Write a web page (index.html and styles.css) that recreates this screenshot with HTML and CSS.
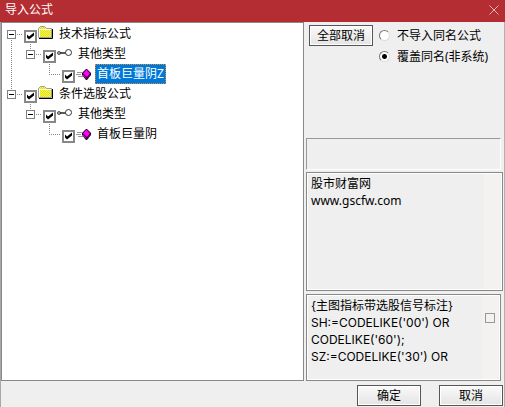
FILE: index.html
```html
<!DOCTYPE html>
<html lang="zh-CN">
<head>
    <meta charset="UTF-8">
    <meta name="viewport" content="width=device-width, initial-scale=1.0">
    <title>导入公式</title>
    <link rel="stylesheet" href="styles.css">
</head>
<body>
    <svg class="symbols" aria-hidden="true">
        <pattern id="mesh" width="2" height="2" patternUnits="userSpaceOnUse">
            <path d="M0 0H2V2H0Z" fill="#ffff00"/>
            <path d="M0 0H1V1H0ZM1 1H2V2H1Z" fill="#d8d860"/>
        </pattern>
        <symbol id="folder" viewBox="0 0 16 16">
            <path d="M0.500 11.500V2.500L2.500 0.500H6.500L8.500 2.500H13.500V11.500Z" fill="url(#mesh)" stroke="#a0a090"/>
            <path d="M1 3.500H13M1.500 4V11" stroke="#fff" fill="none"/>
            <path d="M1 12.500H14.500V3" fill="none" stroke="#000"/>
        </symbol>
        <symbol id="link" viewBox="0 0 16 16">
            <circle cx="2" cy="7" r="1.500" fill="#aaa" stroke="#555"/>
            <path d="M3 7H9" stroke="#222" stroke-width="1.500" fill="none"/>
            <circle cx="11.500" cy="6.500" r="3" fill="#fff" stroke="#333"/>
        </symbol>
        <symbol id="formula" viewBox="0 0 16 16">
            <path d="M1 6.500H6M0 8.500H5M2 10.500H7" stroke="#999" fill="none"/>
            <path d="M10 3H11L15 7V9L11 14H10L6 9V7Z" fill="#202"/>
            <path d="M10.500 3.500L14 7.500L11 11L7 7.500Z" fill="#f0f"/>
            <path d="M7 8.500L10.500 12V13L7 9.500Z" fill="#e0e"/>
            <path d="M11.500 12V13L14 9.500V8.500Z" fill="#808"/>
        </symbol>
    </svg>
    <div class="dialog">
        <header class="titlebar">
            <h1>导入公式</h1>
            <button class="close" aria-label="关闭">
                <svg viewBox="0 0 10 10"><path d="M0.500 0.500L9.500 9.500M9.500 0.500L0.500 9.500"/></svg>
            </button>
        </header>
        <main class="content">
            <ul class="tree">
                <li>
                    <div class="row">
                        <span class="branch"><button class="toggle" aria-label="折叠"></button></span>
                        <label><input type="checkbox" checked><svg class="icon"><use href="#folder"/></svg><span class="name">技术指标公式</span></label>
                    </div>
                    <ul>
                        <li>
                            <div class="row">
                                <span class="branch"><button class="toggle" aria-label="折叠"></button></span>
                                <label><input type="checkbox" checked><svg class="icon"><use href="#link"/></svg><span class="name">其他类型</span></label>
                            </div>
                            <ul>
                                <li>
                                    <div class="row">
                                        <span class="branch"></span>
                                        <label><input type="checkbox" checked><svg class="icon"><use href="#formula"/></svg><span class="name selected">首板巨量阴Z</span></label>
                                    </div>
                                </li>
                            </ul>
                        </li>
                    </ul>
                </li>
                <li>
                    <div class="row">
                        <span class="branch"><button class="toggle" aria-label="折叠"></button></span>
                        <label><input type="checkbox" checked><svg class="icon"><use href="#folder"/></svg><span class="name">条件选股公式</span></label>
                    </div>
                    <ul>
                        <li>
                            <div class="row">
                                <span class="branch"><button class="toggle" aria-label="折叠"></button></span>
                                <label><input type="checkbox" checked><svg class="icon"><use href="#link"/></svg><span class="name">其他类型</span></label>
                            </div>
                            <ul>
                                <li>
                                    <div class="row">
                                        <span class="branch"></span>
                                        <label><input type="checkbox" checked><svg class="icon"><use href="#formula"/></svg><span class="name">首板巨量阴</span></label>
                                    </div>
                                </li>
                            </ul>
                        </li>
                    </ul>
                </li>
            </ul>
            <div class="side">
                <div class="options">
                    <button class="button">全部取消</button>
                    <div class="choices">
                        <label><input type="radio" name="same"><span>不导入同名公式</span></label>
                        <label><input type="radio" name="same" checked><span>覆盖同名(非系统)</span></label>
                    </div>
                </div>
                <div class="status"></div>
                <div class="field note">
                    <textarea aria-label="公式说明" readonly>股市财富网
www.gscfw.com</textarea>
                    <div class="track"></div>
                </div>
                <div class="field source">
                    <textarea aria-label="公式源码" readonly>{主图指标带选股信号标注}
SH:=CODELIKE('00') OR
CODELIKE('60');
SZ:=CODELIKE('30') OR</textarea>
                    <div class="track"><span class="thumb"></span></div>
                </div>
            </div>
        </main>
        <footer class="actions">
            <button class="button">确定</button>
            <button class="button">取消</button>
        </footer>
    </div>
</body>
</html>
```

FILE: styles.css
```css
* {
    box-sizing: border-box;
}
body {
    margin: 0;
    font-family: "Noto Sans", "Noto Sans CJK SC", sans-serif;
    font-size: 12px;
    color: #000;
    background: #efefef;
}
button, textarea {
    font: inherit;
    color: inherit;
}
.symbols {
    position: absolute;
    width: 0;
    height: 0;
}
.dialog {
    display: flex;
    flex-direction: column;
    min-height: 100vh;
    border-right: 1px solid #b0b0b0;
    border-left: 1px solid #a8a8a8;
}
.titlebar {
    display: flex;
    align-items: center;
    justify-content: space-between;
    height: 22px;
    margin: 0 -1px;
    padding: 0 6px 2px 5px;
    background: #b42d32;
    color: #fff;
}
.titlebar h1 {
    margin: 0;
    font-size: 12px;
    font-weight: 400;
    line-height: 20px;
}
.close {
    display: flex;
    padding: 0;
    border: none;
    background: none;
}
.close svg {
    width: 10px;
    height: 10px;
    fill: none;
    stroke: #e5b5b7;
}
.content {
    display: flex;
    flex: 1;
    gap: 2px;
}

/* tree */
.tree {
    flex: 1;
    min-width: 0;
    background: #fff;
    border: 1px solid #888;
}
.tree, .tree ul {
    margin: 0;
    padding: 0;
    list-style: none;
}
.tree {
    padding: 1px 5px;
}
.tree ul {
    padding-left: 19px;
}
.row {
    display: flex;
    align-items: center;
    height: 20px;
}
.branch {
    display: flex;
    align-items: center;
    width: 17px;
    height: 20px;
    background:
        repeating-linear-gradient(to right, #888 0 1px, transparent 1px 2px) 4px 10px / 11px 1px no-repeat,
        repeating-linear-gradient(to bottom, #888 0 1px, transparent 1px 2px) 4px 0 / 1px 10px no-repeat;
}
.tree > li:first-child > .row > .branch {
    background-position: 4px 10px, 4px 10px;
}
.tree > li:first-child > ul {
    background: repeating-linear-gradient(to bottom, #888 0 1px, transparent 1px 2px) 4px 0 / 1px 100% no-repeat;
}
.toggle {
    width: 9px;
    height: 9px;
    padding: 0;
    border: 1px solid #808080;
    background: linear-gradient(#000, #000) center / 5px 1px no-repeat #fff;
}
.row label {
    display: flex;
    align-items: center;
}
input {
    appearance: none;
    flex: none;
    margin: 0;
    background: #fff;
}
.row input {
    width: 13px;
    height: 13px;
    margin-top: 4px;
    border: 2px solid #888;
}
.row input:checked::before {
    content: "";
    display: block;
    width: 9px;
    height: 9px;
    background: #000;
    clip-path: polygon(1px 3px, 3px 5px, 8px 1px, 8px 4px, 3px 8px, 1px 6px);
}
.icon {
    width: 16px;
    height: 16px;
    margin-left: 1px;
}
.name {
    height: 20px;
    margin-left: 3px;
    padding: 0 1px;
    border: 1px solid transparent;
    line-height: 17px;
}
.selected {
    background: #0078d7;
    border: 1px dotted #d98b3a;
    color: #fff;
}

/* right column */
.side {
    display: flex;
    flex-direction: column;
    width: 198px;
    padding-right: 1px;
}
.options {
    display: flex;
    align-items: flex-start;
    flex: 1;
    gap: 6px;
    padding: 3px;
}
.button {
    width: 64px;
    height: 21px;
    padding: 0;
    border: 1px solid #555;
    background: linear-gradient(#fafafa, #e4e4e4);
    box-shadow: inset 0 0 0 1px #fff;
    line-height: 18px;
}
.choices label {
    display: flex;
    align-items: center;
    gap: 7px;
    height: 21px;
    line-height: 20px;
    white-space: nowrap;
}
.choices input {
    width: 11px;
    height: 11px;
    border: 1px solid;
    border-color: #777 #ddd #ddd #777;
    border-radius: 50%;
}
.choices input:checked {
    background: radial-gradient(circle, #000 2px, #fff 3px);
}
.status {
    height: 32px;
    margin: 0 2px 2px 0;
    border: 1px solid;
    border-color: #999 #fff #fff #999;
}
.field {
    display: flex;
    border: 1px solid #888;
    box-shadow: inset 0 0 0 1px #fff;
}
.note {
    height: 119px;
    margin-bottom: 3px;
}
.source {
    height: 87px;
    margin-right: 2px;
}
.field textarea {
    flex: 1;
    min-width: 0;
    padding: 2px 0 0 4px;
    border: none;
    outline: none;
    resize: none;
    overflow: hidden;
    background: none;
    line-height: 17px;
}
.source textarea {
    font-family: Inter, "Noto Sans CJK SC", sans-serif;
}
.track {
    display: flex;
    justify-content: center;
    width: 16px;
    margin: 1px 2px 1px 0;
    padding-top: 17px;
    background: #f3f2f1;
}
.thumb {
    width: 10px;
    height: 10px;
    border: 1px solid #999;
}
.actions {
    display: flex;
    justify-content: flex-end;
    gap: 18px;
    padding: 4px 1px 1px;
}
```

■ **What you will do**:
Identify and extract each line of the listing that contains "styles".

■ **Answer below**:
Write a web page (index.html and styles.css) that recreates this screenshot with HTML and CSS.
    <link rel="stylesheet" href="styles.css">
FILE: styles.css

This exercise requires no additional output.